* What this task involves *
Search the material below for the string "React" and list each line that holds it.

* Raw data *
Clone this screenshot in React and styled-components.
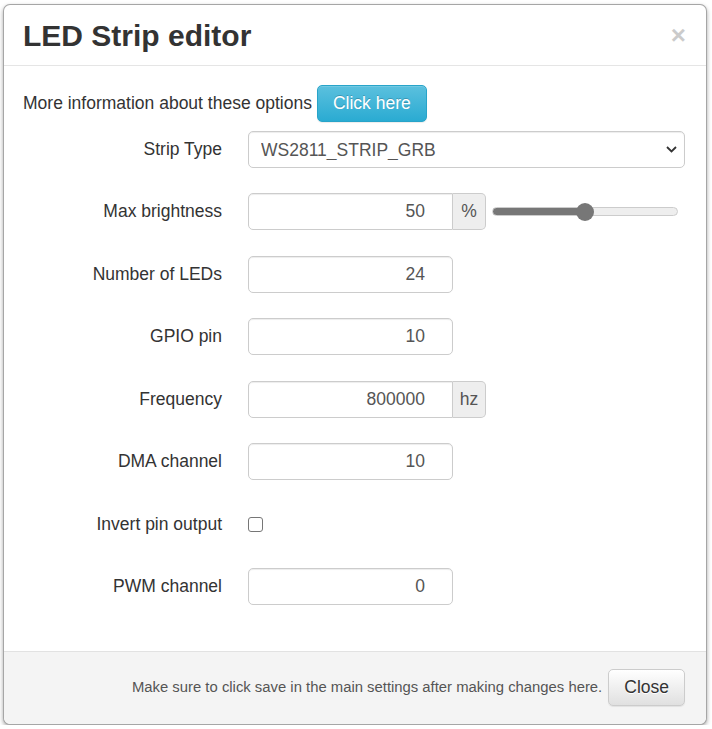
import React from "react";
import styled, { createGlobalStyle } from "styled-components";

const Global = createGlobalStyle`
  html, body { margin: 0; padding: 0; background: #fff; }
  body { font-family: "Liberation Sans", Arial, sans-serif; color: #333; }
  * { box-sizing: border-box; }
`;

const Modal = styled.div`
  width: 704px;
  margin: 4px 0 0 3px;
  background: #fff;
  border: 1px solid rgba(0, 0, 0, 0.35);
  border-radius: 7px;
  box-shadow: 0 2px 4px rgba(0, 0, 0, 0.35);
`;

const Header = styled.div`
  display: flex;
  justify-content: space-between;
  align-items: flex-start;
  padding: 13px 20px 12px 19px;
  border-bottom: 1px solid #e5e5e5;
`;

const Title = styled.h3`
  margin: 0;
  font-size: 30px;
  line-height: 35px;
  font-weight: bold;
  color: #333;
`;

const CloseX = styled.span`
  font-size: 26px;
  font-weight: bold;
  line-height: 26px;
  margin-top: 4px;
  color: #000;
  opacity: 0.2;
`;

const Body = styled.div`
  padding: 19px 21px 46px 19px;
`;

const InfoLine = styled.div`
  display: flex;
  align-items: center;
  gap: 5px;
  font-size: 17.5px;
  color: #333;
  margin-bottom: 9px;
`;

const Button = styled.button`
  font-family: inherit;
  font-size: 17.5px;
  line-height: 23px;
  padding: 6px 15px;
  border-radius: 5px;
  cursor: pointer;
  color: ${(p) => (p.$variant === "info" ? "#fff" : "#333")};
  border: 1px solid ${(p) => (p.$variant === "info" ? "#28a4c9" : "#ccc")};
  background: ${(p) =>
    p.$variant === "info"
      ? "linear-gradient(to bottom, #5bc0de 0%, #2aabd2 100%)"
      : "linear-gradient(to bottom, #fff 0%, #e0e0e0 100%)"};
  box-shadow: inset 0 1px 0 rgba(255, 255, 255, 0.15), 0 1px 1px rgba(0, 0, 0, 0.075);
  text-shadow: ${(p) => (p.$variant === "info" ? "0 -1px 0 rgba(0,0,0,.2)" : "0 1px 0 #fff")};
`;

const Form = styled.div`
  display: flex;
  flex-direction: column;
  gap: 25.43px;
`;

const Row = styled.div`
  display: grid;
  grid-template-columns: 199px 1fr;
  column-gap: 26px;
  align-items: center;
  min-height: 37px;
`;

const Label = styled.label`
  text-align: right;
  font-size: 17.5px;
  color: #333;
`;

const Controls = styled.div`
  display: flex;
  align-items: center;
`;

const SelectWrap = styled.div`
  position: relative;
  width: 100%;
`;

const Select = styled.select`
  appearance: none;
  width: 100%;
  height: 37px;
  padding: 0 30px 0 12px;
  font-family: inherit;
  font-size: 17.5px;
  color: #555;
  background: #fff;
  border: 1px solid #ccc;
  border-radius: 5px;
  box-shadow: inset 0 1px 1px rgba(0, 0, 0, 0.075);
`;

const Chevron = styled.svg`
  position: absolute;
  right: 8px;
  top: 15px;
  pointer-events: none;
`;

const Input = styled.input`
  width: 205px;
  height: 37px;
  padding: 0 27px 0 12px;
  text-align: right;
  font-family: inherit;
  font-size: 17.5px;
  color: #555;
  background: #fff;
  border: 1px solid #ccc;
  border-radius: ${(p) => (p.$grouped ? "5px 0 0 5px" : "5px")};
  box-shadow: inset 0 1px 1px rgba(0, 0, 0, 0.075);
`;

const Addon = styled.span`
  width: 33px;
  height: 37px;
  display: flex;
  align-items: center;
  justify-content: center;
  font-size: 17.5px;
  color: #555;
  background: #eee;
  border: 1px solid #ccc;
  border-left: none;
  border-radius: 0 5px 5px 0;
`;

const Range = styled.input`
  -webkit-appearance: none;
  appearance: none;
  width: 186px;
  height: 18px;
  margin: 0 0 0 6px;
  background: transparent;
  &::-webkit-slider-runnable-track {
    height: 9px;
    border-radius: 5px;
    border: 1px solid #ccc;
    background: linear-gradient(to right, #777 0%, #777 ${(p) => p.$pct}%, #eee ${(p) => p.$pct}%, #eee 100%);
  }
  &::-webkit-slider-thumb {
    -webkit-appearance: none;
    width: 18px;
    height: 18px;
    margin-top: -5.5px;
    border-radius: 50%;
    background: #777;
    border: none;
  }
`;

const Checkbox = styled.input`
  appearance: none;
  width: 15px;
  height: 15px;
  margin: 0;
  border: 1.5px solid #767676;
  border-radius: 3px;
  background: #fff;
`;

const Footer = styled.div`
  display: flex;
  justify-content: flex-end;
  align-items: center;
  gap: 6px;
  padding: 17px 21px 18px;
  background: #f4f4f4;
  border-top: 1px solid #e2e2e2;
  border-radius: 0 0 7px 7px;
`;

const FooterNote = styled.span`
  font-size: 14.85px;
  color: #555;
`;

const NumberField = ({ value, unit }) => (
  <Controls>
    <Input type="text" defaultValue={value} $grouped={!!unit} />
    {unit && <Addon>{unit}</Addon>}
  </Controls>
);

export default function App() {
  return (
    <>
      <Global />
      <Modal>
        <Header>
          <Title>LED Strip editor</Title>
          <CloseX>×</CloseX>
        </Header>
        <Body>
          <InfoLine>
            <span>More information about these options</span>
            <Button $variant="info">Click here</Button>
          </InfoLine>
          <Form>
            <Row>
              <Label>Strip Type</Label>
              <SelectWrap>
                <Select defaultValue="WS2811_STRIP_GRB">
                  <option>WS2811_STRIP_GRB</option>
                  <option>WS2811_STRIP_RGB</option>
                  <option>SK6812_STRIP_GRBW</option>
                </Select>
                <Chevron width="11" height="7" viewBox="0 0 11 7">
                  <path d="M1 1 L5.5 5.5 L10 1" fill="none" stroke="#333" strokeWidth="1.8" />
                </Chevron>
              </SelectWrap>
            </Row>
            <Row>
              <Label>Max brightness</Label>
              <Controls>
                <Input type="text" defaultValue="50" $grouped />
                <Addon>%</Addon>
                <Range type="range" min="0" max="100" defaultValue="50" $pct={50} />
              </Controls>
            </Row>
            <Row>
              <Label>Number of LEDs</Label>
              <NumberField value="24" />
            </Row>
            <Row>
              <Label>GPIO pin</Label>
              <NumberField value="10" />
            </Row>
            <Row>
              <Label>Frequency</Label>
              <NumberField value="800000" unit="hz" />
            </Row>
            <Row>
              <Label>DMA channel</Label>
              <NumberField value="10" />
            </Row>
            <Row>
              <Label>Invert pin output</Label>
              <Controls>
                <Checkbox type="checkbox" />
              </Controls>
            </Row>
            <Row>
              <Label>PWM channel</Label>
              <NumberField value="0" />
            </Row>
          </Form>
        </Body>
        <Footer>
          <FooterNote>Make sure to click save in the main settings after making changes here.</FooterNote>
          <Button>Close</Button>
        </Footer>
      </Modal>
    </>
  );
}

...

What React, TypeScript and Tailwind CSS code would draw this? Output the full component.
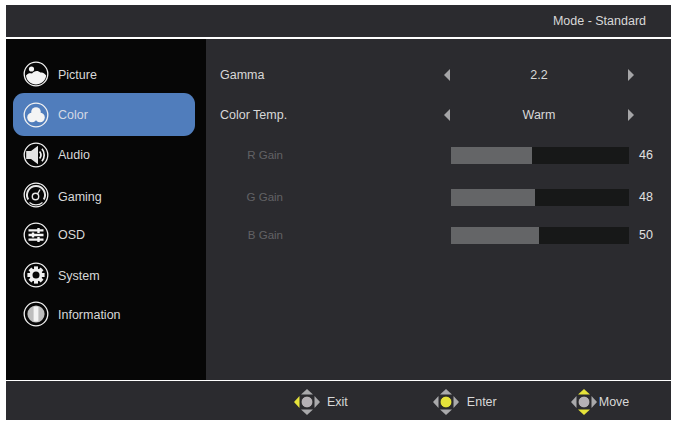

* Task solution *
Clone this screenshot in React and styled-components.
import React from "react";
What React, TypeScript and Tailwind CSS code would draw this? Output the full component.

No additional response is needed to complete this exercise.